• Dataset excerpt:
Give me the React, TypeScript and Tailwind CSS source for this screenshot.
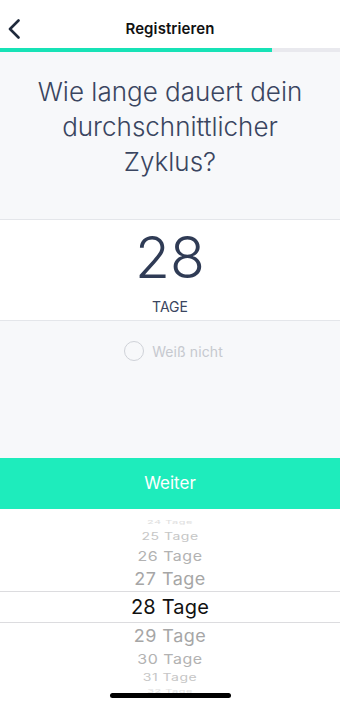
import React from "react";

type R = { label: string; h: number; size: number; color: string; scale: number };

const rows: R[] = [
  { label: "24 Tage", h: 11, size: 11, color: "#dedede", scale: 0.45 },
  { label: "25 Tage", h: 17, size: 14, color: "#c6c6c6", scale: 0.7 },
  { label: "26 Tage", h: 21, size: 16, color: "#b2b2b2", scale: 0.85 },
  { label: "27 Tage", h: 25, size: 18, color: "#a6a6a6", scale: 0.95 },
];
const rowsBelow: R[] = [
  { label: "29 Tage", h: 25, size: 18, color: "#a6a6a6", scale: 0.95 },
  { label: "30 Tage", h: 21, size: 16, color: "#b2b2b2", scale: 0.85 },
  { label: "31 Tage", h: 17, size: 14, color: "#c6c6c6", scale: 0.7 },
  { label: "32 Tage", h: 11, size: 11, color: "#e2e2e2", scale: 0.45 },
];

function Row({ r }: { r: R }) {
  return (
    <div className="flex items-center justify-center overflow-hidden shrink-0" style={{ height: r.h }}>
      <span
        className="leading-none tracking-[0.5px]"
        style={{ fontSize: r.size, color: r.color, transform: `scaleY(${r.scale})` }}
      >
        {r.label}
      </span>
    </div>
  );
}

export default function App() {
  return (
    <div className="w-[340px] h-[705px] overflow-hidden flex flex-col bg-white font-['Inter','Noto_Sans',sans-serif]">
      {/* Header */}
      <div className="shrink-0 h-[48px] pt-[10px] grid grid-cols-[48px_1fr_48px] items-center bg-white">
        <div className="pl-[8px] flex items-center">
          <svg width="12" height="20" viewBox="0 0 12 20" fill="none">
            <path d="M10.5 1.5 L2 10 L10.5 18.5" stroke="#1f2a3c" strokeWidth="2.6" strokeLinecap="round" strokeLinejoin="round" />
          </svg>
        </div>
        <div className="text-center text-[15px] font-semibold text-[#111] tracking-[0.1px]">Registrieren</div>
        <div />
      </div>
      {/* Progress */}
      <div className="shrink-0 h-[4px] bg-[#e9e9ee] flex">
        <div className="w-[272px] h-full bg-[#17e2b6]" />
      </div>
      {/* Question */}
      <div className="shrink-0 h-[168px] bg-[#f7f8fa] pt-[22px] border-b border-[#e4e6ea]">
        <p className="text-center text-[26px] leading-[35px] font-light text-[#3a4560] px-4">
          Wie lange dauert dein
          <br />
          durchschnittlicher
          <br />
          Zyklus?
        </p>
      </div>
      {/* Number */}
      <div className="shrink-0 h-[101px] bg-white border-b border-[#e4e6ea] flex flex-col items-center pt-[6px]">
        <div className="text-[57px] leading-[64px] font-light text-[#2f3b55]">28</div>
        <div className="mt-[8px] text-[14px] leading-[18px] text-[#3a4560]">TAGE</div>
      </div>
      {/* Don't know */}
      <div className="shrink-0 h-[137px] bg-[#f7f8fa] pt-[19px] pl-[7px] flex justify-center">
        <div className="flex items-center gap-[8px] h-[22px]">
          <div className="w-[20px] h-[20px] rounded-full border border-[#cfd2d8]" />
          <span className="text-[14px] text-[#c6c9cf] tracking-[0.1px]">Weiß nicht</span>
        </div>
      </div>
      {/* Button */}
      <div className="shrink-0 h-[51px] bg-[#1eecbc] flex items-center justify-center">
        <span className="text-[17px] text-white">Weiter</span>
      </div>
      {/* Picker */}
      <div className="relative flex-1 min-h-0 overflow-hidden bg-white flex flex-col pt-[8px]">
        {rows.map((r) => (
          <Row key={r.label} r={r} />
        ))}
        <div className="shrink-0 h-[32px] border-y border-[#dcdcdf] flex items-center justify-center">
          <span className="text-[20px] leading-none text-[#111] tracking-[0.2px]">28 Tage</span>
        </div>
        {rowsBelow.map((r) => (
          <Row key={r.label} r={r} />
        ))}
        <div className="absolute left-[110px] bottom-[7px] w-[121px] h-[5px] rounded-full bg-black" />
      </div>
    </div>
  );
}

• Challenge: Give again, word for word, every line from the top of the data above to the line holding "string; h: number;", inclusive, with the pictures left out.

• Response to this exercise:
Give me the React, TypeScript and Tailwind CSS source for this screenshot.
import React from "react";

type R = { label: string; h: number; size: number; color: string; scale: number };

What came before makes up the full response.